Garmelon/PFERD

Illegal Characters in file/directory names cause errors

JohnnyJayJay opened this issue · 15 comments

It appears that if a file or directory name in ilias contains an illegal character (such as : on Windows), this is not escaped or adjusted by PFERD and thus leads to an error being thrown.

This is the message I get eventually when trying to sync one of my courses (running pferd_sync_url.exe from the latest release on Windows 10 Pro, 64 Bit):

╭─────────────────────────────── Traceback (most recent call last) ────────────────────────────────╮
│ PFERD\errors.py:32 in inner                                                                      │
│                                                                                                  │
│ PFERD\pferd.py:282 in ilias_kit_folder                                                           │
│                                                                                                  │
│ PFERD\pferd.py:99 in _ilias                                                                      │
│                                                                                                  │
│ PFERD\ilias\downloader.py:109 in download_all                                                    │
│                                                                                                  │
│ PFERD\ilias\downloader.py:119 in download                                                        │
│                                                                                                  │
│ PFERD\ilias\downloader.py:63 in download_modified_or_new                                         │
│                                                                                                  │
│ PFERD\location.py:35 in resolve                                                                  │
│                                                                                                  │
│ pathlib.py:1204 in resolve                                                                       │
│                                                                                                  │
│ pathlib.py:205 in resolve                                                                        │
╰──────────────────────────────────────────────────────────────────────────────────────────────────╯
OSError: [WinError 123] The filename, directory name, or volume label syntax is incorrect: 'D:\\syncurl_test\\Tutorien\\Tutorium 21: Alexander Hornig\\Linerare Algebra Tipps.pdf'

Normally a transform can solve that, but they are not available with sync_url.
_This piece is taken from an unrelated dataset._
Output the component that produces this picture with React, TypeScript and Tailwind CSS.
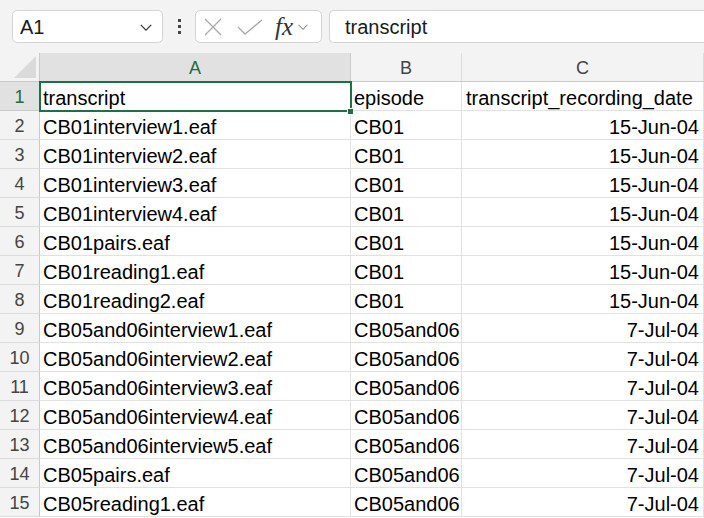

Maybe sync_url should pass a transform that just replaces special characters and hopes no file name collision happens.

Does this work? It should just silently drop forbidden characters. windows.zip

Does this work? It should just silently drop forbidden characters. windows.zip

Now it just shows "Searching ..." but doesn't download/save anything to the provided directory.

Okay, and this?

Okay, und das hier?

Works. I'd suggest replacing illegal characters with _ instead of nothing, though

Can you try the newest release?

Can you try the newest release?

It appears that it prepends the directory name to the file names instead of actually creating sub-directories. I double-checked with the previous version, it happens there too.

So foo/bar.pdf -> foo_bar.pdf

Yea, because \\ is the path separator on windows and I sanitize it away, I guess. I am not sure if I should also delete / but we will see... I can't really test on windows and some of the more interesting file problems are therefore a bit annoying.

Can you try the latest release (same number) again?

Will do in a minute. Seems like sanitising each element of the path individually would be the best bet.

The latest release doesn't include any executable. Can you perhaps give instructions on how to fetch the latest patch and build it myself or run it straight with python? I'm not too familiar with the structure of this project yet, but that would probably make this easier for both of us.

PlPt commented

Hint: Just move the sanitize_path function to ilias downloader or location, then it works with ilias_desktop crawl too

How would you go about implementing sanitization using the transform? I'm not too familiar with regular expressions.

@PlPt I don't want to always apply it, as my linux system can handle those characters just fine. I could provide a convenience method in the transform file though, then you could just do

from PFERD.transform import sanitize_windows_path

ilias_kit(
    ...
    transform=sanitize_windows_path
)

or use it in a do / attempt chain:

do(
    sanitize_path,
    move_dir(...),
    ...
)

@BertilBraun I can make a helper as outlined above, but in the meantime you can use this transform and just pass it as transform=sanitize_path.

EDIT: This adds a new helper to transform

@I-Al-Istannen Thank you very much

PlPt commented

Thanks for this modification.
I changed the code on my own, so the sanatize_path will be executed without a transform
Then I added multithreading scan and download so it's way much faster :)

@PlPt Yea, not multithreading was a conscious decision after ILIAS started throttling calls and PFERD was creating quite a few calls per second. We don't really want to be mean to the ILIAS instance, so it will likely stay single-threaded in the foreseeable future.